The company just changed its name to Zealy, which indicates a larger focus beyond web3 companies. Last year, the startup raised $3.5 million in a funding round led by Redalpine. Other investors included Connect Ventures, Aglaé Ventures, Kima Ventures, Purple, STATION F, Founders Future, Pareto Holdings and several business angels from The Sandbox, POAP, DFNS, Starton and Pianity.

“Zealy is an action layer on top of every application,” co-founder and CEO Mathis Grosjean told me. Companies use Zealy in combination with a Discord server, a subreddit or any kind of community home to create gamified tasks for the most enthusiastic community members. Tasks include creating user-generated content, boosting something on social networks or coding a web page.
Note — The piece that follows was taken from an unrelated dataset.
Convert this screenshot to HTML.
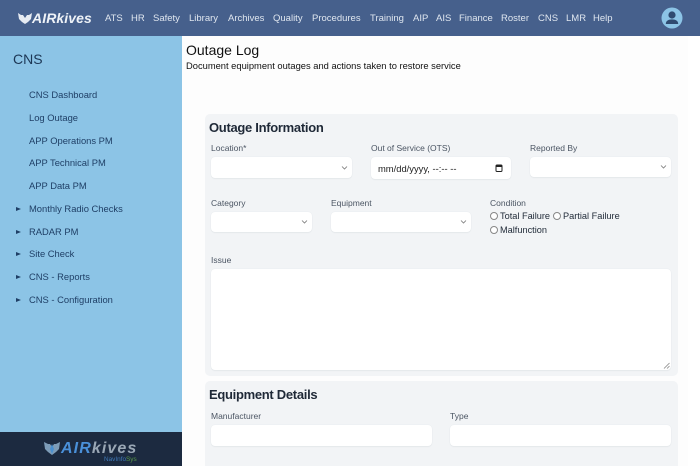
<!DOCTYPE html>
<html>
<head>
<meta charset="utf-8">
<style>
*{box-sizing:border-box}
html,body{margin:0;padding:0;width:700px;height:466px;overflow:hidden;background:#fff;font-family:"Liberation Sans",sans-serif}
#wrap{position:absolute;left:0;top:0;width:700px;height:466px;filter:blur(.3px);overflow:hidden}
.a{position:absolute;white-space:nowrap}
#top{position:absolute;left:0;top:0;width:700px;height:36px;background:#46608c}
.nav{position:absolute;top:12px;font-size:9.5px;line-height:13px;color:#dfe6ef;white-space:nowrap}
#side{position:absolute;left:0;top:36px;width:182px;height:430px;background:#8cc4e6}
#sfoot{position:absolute;left:0;top:432px;width:182px;height:34px;background:#1c2a40}
.si{position:absolute;left:29px;margin-top:-1.5px;font-size:9.4px;line-height:13px;color:#1f3f66;white-space:nowrap}
.ar{position:absolute;left:16px;width:0;height:0;border-left:5px solid #1f3f66;border-top:2.5px solid transparent;border-bottom:2.5px solid transparent}
.card{position:absolute;background:#f2f4f6;border-radius:5px}
.lb{position:absolute;margin-top:-.5px;font-size:8.5px;line-height:11px;color:#4b5563;white-space:nowrap}
.in{position:absolute;background:#fff;border-radius:4px;box-shadow:0 0 1px #dde1e6,0 1px 1px #e6e9ec}
.ch{position:absolute;right:4px;top:50%;margin-top:-3px}
.rd{position:absolute;width:8px;height:8px;border:.7px solid #888;border-radius:50%;background:#fff}
.rt{position:absolute;font-size:9.2px;line-height:12px;color:#1f2937;white-space:nowrap}
</style>
</head>
<body>
<div id="wrap">
<div class="a" style="left:182px;top:36px;width:506px;height:430px;background:#fdfdfd"></div>
<div id="top"></div>
<svg class="a" style="left:17px;top:12px" width="16" height="13" viewBox="0 0 16 13"><path d="M1 1l3 2 2 0 2 3 2-3 2 0 3-2-1 6-3 3-3 2-3-2-3-3z" fill="#e6ebf2"/></svg>
<div class="a" style="left:32px;top:9.5px;font-size:14px;line-height:17px;font-weight:bold;font-style:italic;color:#eef2f7;letter-spacing:.1px">AIRkives</div>
<div class="nav" style="left:105px">ATS</div>
<div class="nav" style="left:131px">HR</div>
<div class="nav" style="left:153px">Safety</div>
<div class="nav" style="left:189px">Library</div>
<div class="nav" style="left:228px">Archives</div>
<div class="nav" style="left:273px">Quality</div>
<div class="nav" style="left:312px">Procedures</div>
<div class="nav" style="left:370px">Training</div>
<div class="nav" style="left:413px">AIP</div>
<div class="nav" style="left:436px">AIS</div>
<div class="nav" style="left:459px">Finance</div>
<div class="nav" style="left:501px">Roster</div>
<div class="nav" style="left:538px">CNS</div>
<div class="nav" style="left:566px">LMR</div>
<div class="nav" style="left:593px">Help</div>
<svg class="a" style="left:661px;top:7px" width="22" height="22" viewBox="0 0 22 22"><circle cx="11" cy="11" r="10.5" fill="#8cc4e6"/><circle cx="11" cy="8" r="3.6" fill="#2f4a70"/><path d="M4.8 17c0-3.2 2.6-4.6 6.2-4.6s6.2 1.4 6.2 4.6z" fill="#2f4a70"/></svg>

<div id="side"></div>
<div class="a" style="left:13px;top:51px;font-size:14px;line-height:17px;color:#1c3654">CNS</div>
<div class="si" style="top:89px">CNS Dashboard</div>
<div class="si" style="top:112px">Log Outage</div>
<div class="si" style="top:135px">APP Operations PM</div>
<div class="si" style="top:157px">APP Technical PM</div>
<div class="si" style="top:180px">APP Data PM</div>
<div class="ar" style="top:207px"></div><div class="si" style="top:203px">Monthly Radio Checks</div>
<div class="ar" style="top:230px"></div><div class="si" style="top:226px">RADAR PM</div>
<div class="ar" style="top:252px"></div><div class="si" style="top:248px">Site Check</div>
<div class="ar" style="top:275px"></div><div class="si" style="top:271px">CNS - Reports</div>
<div class="ar" style="top:298px"></div><div class="si" style="top:294px">CNS - Configuration</div>
<div id="sfoot"></div>
<svg class="a" style="left:43px;top:440px" width="18" height="16" viewBox="0 0 18 16"><path d="M1 2l4 2 2 0 2 3 2-3 2 0 4-2-1 7-3 3-4 3-4-3-3-3z" fill="#7d9cb8"/><path d="M9 4l2 5-2 5-2-5z" fill="#4a90d0"/></svg>
<div class="a" style="left:61px;top:440px;font-size:16px;line-height:18px;font-weight:bold;font-style:italic;color:#4a90d9;letter-spacing:1.1px">AIR<span style="color:#9aa7b5">kives</span></div>
<div class="a" style="left:104px;top:456px;font-size:6.4px;line-height:7px;color:#3f79b8">NavInfo<span style="color:#5a9a4a">Sys</span></div>

<div class="a" style="left:186px;top:41px;font-size:14px;line-height:18px;color:#111">Outage Log</div>
<div class="a" style="left:186px;top:60px;font-size:9.36px;line-height:13px;color:#111">Document equipment outages and actions taken to restore service</div>

<div class="card" style="left:205px;top:114px;width:473px;height:262px"></div>
<div class="a" style="left:209px;top:120px;font-size:13px;line-height:16px;font-weight:bold;color:#1f2937;letter-spacing:-.3px">Outage Information</div>
<div class="lb" style="left:211px;top:143px">Location*</div>
<div class="in" style="left:211px;top:157px;width:141px;height:21px"><svg class="ch" width="7" height="6" viewBox="0 0 7 6"><path d="M1 1.5l2.5 2.5L6 1.5" fill="none" stroke="#777" stroke-width=".8"/></svg></div>
<div class="lb" style="left:371px;top:143px">Out of Service (OTS)</div>
<div class="in" style="left:371px;top:157px;width:140px;height:22px"><div class="a" style="left:7px;top:6px;font-size:9.4px;line-height:12px;color:#222">mm/dd/yyyy, --:-- --</div><svg class="a" style="left:124px;top:6px" width="8" height="10" viewBox="0 0 8 10"><rect x="1" y="2" width="6" height="6.5" rx="1" fill="none" stroke="#222" stroke-width="1"/><rect x="1" y="2" width="6" height="2" fill="#222"/></svg></div>
<div class="lb" style="left:530px;top:143px">Reported By</div>
<div class="in" style="left:530px;top:157px;width:141px;height:20px"><svg class="ch" width="7" height="6" viewBox="0 0 7 6"><path d="M1 1.5l2.5 2.5L6 1.5" fill="none" stroke="#777" stroke-width=".8"/></svg></div>

<div class="lb" style="left:211px;top:198px">Category</div>
<div class="in" style="left:211px;top:212px;width:101px;height:20px"><svg class="ch" width="7" height="6" viewBox="0 0 7 6"><path d="M1 1.5l2.5 2.5L6 1.5" fill="none" stroke="#777" stroke-width=".8"/></svg></div>
<div class="lb" style="left:331px;top:198px">Equipment</div>
<div class="in" style="left:331px;top:212px;width:140px;height:20px"><svg class="ch" width="7" height="6" viewBox="0 0 7 6"><path d="M1 1.5l2.5 2.5L6 1.5" fill="none" stroke="#777" stroke-width=".8"/></svg></div>
<div class="lb" style="left:490px;top:198px">Condition</div>
<div class="rd" style="left:490px;top:212px"></div><div class="rt" style="left:500px;top:210px">Total Failure</div>
<div class="rd" style="left:553px;top:212px"></div><div class="rt" style="left:563px;top:210px">Partial Failure</div>
<div class="rd" style="left:490px;top:226px"></div><div class="rt" style="left:500px;top:224px">Malfunction</div>

<div class="lb" style="left:211px;top:255px">Issue</div>
<div class="in" style="left:211px;top:269px;width:460px;height:101px"><svg class="a" style="right:1px;bottom:1px" width="7" height="7" viewBox="0 0 7 7"><path d="M1 6.5L6.5 1M4 6.5L6.5 4" stroke="#888" stroke-width=".8"/></svg></div>

<div class="card" style="left:205px;top:381px;width:473px;height:85px;border-radius:5px 5px 0 0"></div>
<div class="a" style="left:209px;top:387px;font-size:13px;line-height:16px;font-weight:bold;color:#1f2937;letter-spacing:-.3px">Equipment Details</div>
<div class="lb" style="left:211px;top:411px">Manufacturer</div>
<div class="in" style="left:211px;top:425px;width:221px;height:21px"></div>
<div class="lb" style="left:450px;top:411px">Type</div>
<div class="in" style="left:450px;top:425px;width:221px;height:21px"></div>
</div>
</body>
</html>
They relay those tasks to their community so that they can complete them before, during or after a product launch for instance. Companies can use it for a new NFT drop, a physical event or a major product release.

The reason why a product like Zealy exists is that many companies are already implementing gamified tasks for their communities. But they use products like Google Forms and relay those tasks in a Discord channel. It’s a manual process, and Zealy wants to automate those use cases.

“We help companies onboard, educate, entertain and grow their communities without spending too much money, and in a scalable manner,” Grosjean said. Fredrika Lindh and Alexis Aftalion are the two other co-founders of the company.

But why would users want to complete those tasks? Zealy customers can grant rewards for certain tasks. For instance, users could get a special status on a Discord server, get digital assets, merch and more.

If these competitions work well, community members might want to complete as many tasks as possible to climb the leaderboards. Companies using Zealy can even leverage this data to identify the most engaged users in their communities.

Clients can create community sprints with a leaderboard that resets after a few weeks. In many ways, Zealy works a lot like video game achievements and online ladder ranking systems.

When it comes to bringing new users to the platform, Zealy clients mostly bring their own communities to the service. That’s why the startup already has quite a few users — its 700,000 monthly active users have completed 100 million tasks so far.

While Zealy originally focused on web3 projects, the startup realized that more traditional companies could use a community tool like Zealy to improve their community strategy. For instance, Renault and PMU have been using the service. Overall, 2,000 companies have tried the platform.

“In the current market, every company in the world will potentially try to become a community-led company,” Grosjean said. And the Zealy team hopes that their startup has a shot at becoming the operating system for community-led companies.